The steady expansion of the Indian economy in the teeth of these problems is a testament to the value of India's burgeoning service sector and its growing domestic consumer market. China is eagerly pursuing a similar game plan in an effort to reduce its heavy reliance on manufacturing investment and exports into a hotly competitive global marketplace. But the transition has been a rocky one. And few other emerging countries seem to be doing any better.
Amid weakening commodity prices, most emerging market currencies have plummeted against the U.S. dollar. Beijing's decision last month to devalue the yuan has worsened their plight, raising the spectre of tit-for-tat currency wars. Indonesia and Malaysia have watched their currencies plumb depths not seen since the disastrous Asian financial crisis of 1997-98, driving up import costs and driving down growth.
But thanks to India's relatively lower exposure to global headwinds, the rupee has been somewhat insulated, sliding only about 4 per cent against the greenback since May.

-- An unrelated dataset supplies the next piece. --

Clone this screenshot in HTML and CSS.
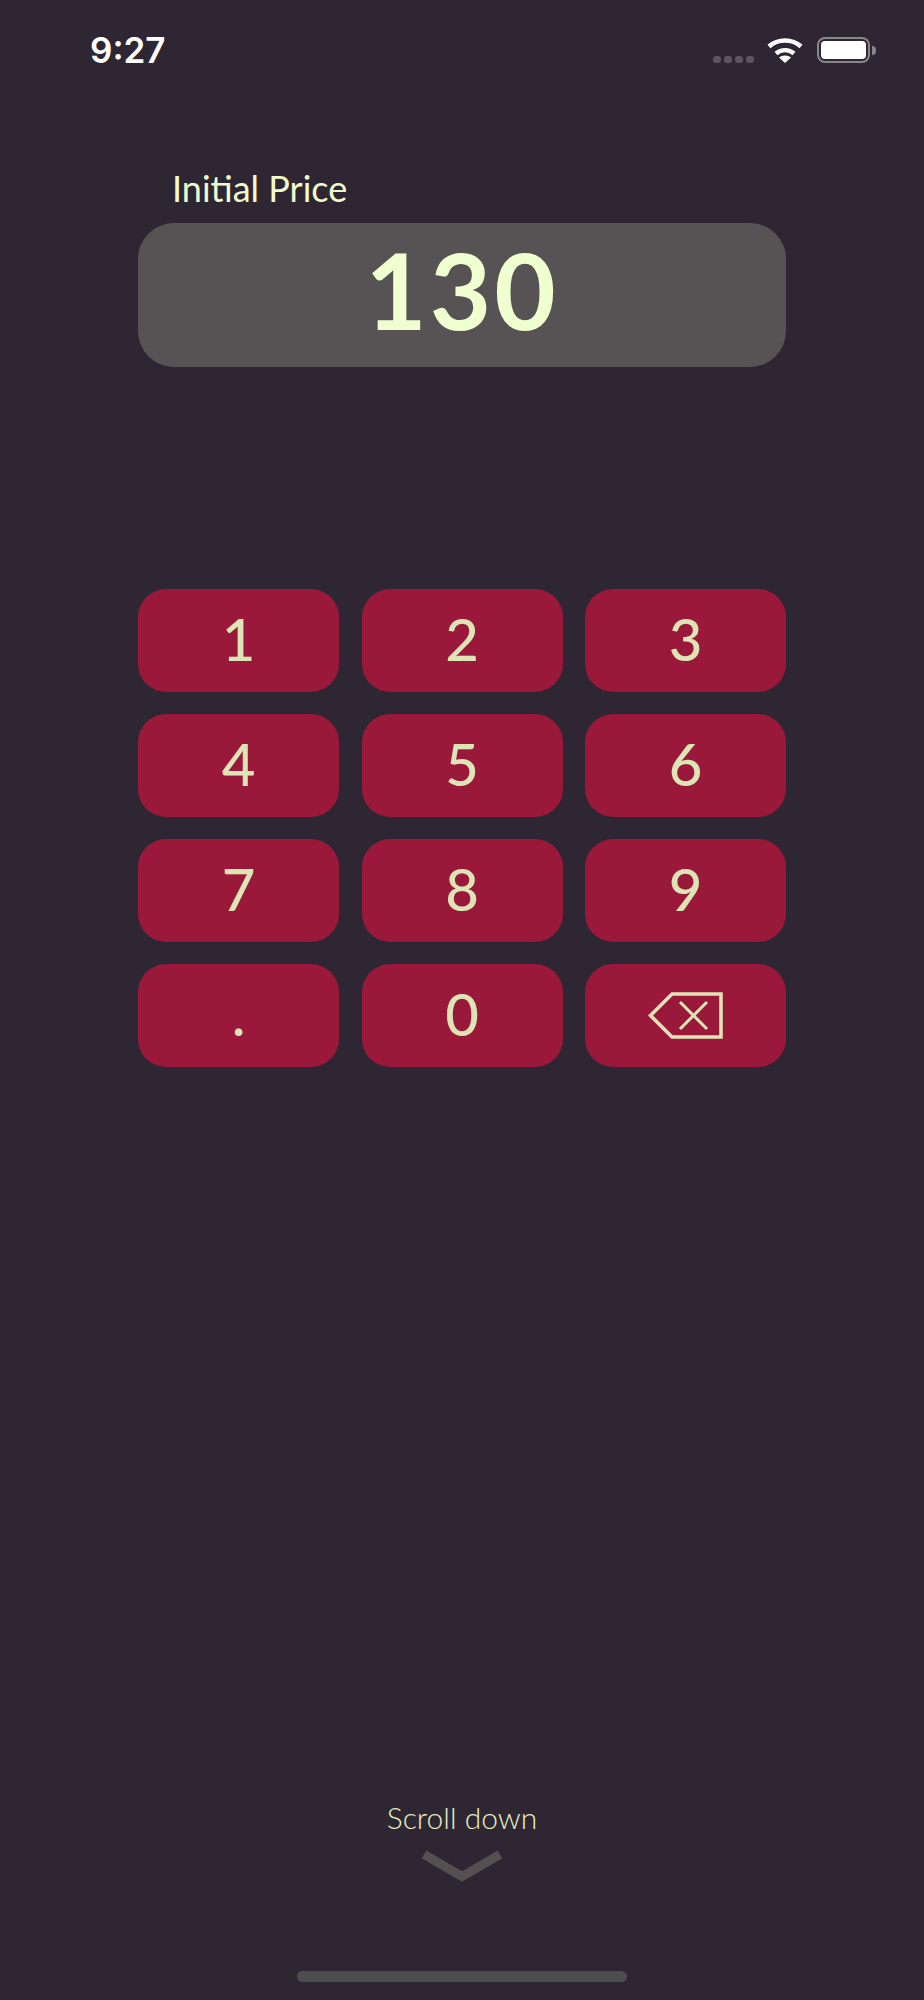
FILE: index.html
```html
<!DOCTYPE html>
<html lang="en">
<head>
    <meta charset="UTF-8">
    <meta name="viewport" content="width=device-width, initial-scale=1.0">
    <title>Initial Price</title>
    <link rel="stylesheet" href="styles.css">
</head>
<body>
    <div class="screen">
        <header class="status-bar">
            <span class="time">9:27</span>
            <div class="status-icons">
                <div class="signal">
                    <span class="dot"></span>
                    <span class="dot"></span>
                    <span class="dot"></span>
                    <span class="dot"></span>
                </div>
                <svg class="wifi" width="36" height="26" viewBox="0 0 36 26">
                    <path d="M2 9.500C11 1.500 25 1.500 34 9.500" fill="none" stroke="#fff" stroke-width="4.600"/>
                    <path d="M9 16.500C14 12 22 12 27 16.500" fill="none" stroke="#fff" stroke-width="4.400"/>
                    <path d="M18 26L12 20.500C15 17.800 21 17.800 24 20.500Z" fill="#fff"/>
                </svg>
                <div class="battery">
                    <div class="battery-body"><div class="battery-fill"></div></div>
                    <div class="battery-nib"></div>
                </div>
            </div>
        </header>

        <main class="calculator">
            <label class="price-label">Initial Price</label>
            <div class="price-display">130</div>

            <div class="keypad">
                <button class="key">1</button>
                <button class="key">2</button>
                <button class="key">3</button>
                <button class="key">4</button>
                <button class="key">5</button>
                <button class="key">6</button>
                <button class="key">7</button>
                <button class="key">8</button>
                <button class="key">9</button>
                <button class="key">.</button>
                <button class="key">0</button>
                <button class="key key-delete" aria-label="Delete">
                    <svg width="76" height="47" viewBox="0 0 76 47">
                        <path d="M2.500 23.500L24 2H73V45H24Z" fill="none" stroke="#dde5b6" stroke-width="3.600"/>
                        <path d="M32 10L59 37M59 10L32 37" fill="none" stroke="#dde5b6" stroke-width="3"/>
                    </svg>
                </button>
            </div>
        </main>

        <footer class="scroll-hint">
            <span class="scroll-text">Scroll down</span>
            <svg class="chevron" width="80" height="32" viewBox="0 0 80 32">
                <path d="M2 4.500L40 26.500L78 4.500" fill="none" stroke="#544f51" stroke-width="9"/>
            </svg>
            <div class="home-bar"></div>
        </footer>
    </div>
</body>
</html>
```

FILE: styles.css
```css
* {
    margin: 0;
    padding: 0;
    box-sizing: border-box;
}

body {
    background: #2e2733;
    font-family: 'Lato', 'Noto Sans', sans-serif;
}

.screen {
    height: 2000px;
    display: flex;
    flex-direction: column;
    overflow: hidden;
}

.status-bar {
    display: flex;
    justify-content: space-between;
    align-items: center;
    height: 26px;
    margin-top: 37px;
    padding: 0 48px 0 90px;
}

.time {
    color: white;
    font-family: 'Inter', sans-serif;
    font-size: 35px;
    font-weight: 600;
    line-height: 27px;
}

.status-icons {
    display: flex;
    align-items: flex-end;
    height: 26px;
}

.signal {
    display: flex;
    gap: 3px;
    margin-right: 13px;
}

.dot {
    width: 8px;
    height: 7px;
    border-radius: 3px;
    background: #5d5660;
}

.wifi {
    margin-right: 14px;
}

.battery {
    display: flex;
    align-items: center;
    height: 26px;
}

.battery-body {
    width: 53px;
    height: 26px;
    padding: 2px;
    border: 2px solid #8a848c;
    border-radius: 8px;
}

.battery-fill {
    height: 100%;
    background: white;
    border-radius: 4px;
}

.battery-nib {
    width: 4px;
    height: 9px;
    margin-left: 2px;
    background: #8a848c;
    border-radius: 0 4px 4px 0;
}

.calculator {
    width: 648px;
    margin: 0 auto;
    display: flex;
    flex-direction: column;
}

.price-label {
    margin: 103px 0 0 34px;
    height: 57px;
    color: #f0fccb;
    font-size: 36px;
    line-height: 45px;
}

.price-display {
    height: 144px;
    padding-bottom: 11px;
    background: #575354;
    border-radius: 36px;
    color: #efffcf;
    font-size: 106px;
    font-weight: 700;
    letter-spacing: 3px;
    line-height: 133px;
    text-align: center;
}

.keypad {
    display: grid;
    grid-template-columns: repeat(3, 1fr);
    grid-auto-rows: 103px;
    column-gap: 22.500px;
    row-gap: 22px;
    margin-top: 222px;
}

.key {
    display: flex;
    align-items: center;
    justify-content: center;
    padding-bottom: 5px;
    background: #9a1839;
    border: none;
    border-radius: 28px;
    color: #dde5b6;
    font-family: inherit;
    font-size: 58px;
    font-weight: 500;
}

.key-delete {
    padding-bottom: 0;
}

.scroll-hint {
    margin-top: auto;
    display: flex;
    flex-direction: column;
    align-items: center;
    padding-bottom: 18px;
}

.scroll-text {
    color: #e6edc0;
    font-size: 30px;
    font-weight: 300;
    line-height: 36px;
}

.chevron {
    margin-top: 15px;
}

.home-bar {
    width: 330px;
    height: 11px;
    margin-top: 89px;
    background: #4d4d4d;
    border-radius: 6px;
}
```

Services account for just above half the total value added in India's economy and two-thirds of its growth in the second quarter. The sector has been "punching above its fighting weight," Wells Fargo Securities global economist Jay Bryson said in a note. "The relative orientation of the Indian economy toward services has generally served it well in the current environment of financial and economic volatility around the world."
Indian Finance Minister Arun Jaitley went a bit too far when he recently declared that the global market upheaval was no cause of concern for India. And his confident assertion that his country is poised to become an engine of global growth is not supported by the facts on the ground.
But Mr. Jaitley is right to emphasize that this is the time for India to seize the opportunity to speed up the structural reforms needed to ensure the economy reaps maximum benefits from the global turmoil. A crisis such as this one would be a terrible thing to waste, especially if it means poking the arch-rival Chinese dragon in the nose.